— START —

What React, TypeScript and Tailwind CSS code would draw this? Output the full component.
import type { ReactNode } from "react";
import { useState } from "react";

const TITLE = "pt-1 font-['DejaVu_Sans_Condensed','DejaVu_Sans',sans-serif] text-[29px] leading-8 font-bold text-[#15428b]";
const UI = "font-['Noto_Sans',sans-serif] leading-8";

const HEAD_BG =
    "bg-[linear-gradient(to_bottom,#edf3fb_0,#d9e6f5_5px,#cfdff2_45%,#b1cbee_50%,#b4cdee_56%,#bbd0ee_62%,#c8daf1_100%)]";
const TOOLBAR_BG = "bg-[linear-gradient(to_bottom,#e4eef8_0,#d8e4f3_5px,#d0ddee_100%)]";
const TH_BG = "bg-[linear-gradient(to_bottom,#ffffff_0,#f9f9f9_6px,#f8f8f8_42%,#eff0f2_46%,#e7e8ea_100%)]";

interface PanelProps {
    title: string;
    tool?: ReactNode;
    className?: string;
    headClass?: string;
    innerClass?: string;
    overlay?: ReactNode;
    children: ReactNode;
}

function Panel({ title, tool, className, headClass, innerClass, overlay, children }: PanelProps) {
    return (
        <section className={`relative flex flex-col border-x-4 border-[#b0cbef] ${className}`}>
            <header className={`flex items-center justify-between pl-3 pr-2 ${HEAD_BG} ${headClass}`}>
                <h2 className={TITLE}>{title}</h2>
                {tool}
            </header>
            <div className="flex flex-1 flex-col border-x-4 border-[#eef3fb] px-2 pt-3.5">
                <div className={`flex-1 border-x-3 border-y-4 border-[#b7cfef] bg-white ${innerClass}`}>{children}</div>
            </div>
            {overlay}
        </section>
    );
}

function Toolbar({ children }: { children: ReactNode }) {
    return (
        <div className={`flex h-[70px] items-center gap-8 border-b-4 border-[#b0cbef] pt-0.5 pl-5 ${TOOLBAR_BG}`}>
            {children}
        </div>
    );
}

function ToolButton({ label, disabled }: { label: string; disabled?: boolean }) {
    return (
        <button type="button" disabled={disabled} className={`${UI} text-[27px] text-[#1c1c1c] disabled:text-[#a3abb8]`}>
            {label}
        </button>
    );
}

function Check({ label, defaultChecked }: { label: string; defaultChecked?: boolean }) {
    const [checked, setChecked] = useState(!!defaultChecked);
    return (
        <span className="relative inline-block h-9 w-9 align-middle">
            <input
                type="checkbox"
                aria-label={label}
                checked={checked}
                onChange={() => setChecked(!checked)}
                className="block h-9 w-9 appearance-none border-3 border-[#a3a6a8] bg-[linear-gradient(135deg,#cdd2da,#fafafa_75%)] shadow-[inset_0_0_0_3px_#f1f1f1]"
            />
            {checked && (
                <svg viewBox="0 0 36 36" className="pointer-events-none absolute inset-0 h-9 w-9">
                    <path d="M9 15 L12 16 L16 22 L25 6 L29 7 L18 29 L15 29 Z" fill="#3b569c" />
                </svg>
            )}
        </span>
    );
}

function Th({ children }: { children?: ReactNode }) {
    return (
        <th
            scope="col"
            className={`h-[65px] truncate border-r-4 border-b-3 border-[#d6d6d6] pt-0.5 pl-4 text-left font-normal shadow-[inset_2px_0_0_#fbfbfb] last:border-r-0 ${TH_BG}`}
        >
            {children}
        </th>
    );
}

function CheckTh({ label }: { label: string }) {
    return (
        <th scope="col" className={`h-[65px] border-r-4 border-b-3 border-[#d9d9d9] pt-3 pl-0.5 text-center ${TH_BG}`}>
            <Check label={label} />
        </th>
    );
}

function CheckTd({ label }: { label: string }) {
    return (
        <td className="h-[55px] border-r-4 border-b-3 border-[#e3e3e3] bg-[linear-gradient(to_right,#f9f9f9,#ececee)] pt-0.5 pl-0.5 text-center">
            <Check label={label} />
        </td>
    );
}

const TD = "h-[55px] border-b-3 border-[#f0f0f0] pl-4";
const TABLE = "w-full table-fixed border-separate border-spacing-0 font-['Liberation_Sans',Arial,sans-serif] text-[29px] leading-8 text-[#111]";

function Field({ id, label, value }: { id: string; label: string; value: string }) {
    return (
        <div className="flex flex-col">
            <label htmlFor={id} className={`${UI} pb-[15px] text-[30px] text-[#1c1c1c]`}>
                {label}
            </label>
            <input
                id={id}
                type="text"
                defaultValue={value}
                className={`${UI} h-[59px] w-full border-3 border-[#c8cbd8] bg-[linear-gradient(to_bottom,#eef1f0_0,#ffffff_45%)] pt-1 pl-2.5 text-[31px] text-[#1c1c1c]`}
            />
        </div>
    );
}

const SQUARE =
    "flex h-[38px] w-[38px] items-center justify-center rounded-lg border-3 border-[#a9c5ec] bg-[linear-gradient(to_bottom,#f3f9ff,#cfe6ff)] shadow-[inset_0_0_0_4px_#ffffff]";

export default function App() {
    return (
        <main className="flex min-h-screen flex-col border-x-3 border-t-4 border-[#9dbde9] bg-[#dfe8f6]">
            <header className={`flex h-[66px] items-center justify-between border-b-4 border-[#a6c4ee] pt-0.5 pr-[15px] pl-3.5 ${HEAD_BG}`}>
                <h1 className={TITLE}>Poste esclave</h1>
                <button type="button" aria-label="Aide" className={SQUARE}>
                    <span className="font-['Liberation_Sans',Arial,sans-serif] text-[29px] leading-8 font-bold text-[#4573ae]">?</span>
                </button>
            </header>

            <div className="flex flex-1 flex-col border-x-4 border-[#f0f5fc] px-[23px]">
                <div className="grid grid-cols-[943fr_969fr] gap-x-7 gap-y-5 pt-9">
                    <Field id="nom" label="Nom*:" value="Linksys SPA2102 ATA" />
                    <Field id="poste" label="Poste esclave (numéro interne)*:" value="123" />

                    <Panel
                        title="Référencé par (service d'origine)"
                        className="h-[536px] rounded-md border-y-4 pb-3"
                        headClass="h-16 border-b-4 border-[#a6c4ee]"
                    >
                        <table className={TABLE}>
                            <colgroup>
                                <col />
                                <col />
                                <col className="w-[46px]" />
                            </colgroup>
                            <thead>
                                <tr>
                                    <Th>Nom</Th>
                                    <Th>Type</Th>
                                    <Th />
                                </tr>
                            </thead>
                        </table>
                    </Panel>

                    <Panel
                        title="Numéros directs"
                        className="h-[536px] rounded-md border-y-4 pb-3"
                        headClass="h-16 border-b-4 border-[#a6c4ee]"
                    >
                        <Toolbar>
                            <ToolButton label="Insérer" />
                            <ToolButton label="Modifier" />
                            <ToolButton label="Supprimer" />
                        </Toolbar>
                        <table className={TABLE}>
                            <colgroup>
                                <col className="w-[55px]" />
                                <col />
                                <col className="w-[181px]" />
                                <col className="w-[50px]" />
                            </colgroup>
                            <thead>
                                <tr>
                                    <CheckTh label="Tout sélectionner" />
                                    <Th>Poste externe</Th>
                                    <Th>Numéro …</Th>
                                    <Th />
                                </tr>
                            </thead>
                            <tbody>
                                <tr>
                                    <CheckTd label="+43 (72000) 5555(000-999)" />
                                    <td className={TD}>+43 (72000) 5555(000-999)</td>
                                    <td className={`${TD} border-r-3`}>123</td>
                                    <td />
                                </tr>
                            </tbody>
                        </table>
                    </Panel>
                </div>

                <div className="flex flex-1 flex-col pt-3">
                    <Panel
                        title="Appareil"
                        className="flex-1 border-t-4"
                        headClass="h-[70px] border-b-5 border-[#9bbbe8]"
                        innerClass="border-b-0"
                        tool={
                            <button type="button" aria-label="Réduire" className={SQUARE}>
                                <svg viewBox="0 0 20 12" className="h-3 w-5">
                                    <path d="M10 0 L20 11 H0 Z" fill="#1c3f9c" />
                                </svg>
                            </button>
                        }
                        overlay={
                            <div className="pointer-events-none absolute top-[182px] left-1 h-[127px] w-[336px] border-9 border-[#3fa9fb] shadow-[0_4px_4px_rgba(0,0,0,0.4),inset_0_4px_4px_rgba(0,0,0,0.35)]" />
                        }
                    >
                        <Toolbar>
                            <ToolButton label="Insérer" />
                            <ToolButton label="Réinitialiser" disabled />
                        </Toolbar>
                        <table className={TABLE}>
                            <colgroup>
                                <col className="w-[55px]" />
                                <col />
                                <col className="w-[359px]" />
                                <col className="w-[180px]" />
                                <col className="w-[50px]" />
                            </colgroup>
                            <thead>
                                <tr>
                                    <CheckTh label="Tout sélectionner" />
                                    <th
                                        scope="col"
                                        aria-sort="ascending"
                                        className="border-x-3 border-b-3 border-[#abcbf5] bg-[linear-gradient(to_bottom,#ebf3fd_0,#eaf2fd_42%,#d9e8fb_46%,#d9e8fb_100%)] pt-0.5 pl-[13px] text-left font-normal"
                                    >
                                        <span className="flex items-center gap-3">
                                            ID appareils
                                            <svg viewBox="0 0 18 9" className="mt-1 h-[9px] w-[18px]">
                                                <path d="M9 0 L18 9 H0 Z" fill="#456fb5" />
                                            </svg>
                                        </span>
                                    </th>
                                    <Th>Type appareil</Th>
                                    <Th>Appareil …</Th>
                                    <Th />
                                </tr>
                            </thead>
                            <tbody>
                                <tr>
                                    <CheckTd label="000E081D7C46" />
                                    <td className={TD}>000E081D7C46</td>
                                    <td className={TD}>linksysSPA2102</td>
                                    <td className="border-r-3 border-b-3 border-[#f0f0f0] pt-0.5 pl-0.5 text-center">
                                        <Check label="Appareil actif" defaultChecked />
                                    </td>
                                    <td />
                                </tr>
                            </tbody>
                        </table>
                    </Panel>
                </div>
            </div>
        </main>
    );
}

— END —

Your task ▸ Where a line holds "full", copy it out.

Task answer ▸
What React, TypeScript and Tailwind CSS code would draw this? Output the full component.
const TABLE = "w-full table-fixed border-separate border-spacing-0 font-['Liberation_Sans',Arial,sans-serif] text-[29px] leading-8 text-[#111]";
                className={`${UI} h-[59px] w-full border-3 border-[#c8cbd8] bg-[linear-gradient(to_bottom,#eef1f0_0,#ffffff_45%)] pt-1 pl-2.5 text-[31px] text-[#1c1c1c]`}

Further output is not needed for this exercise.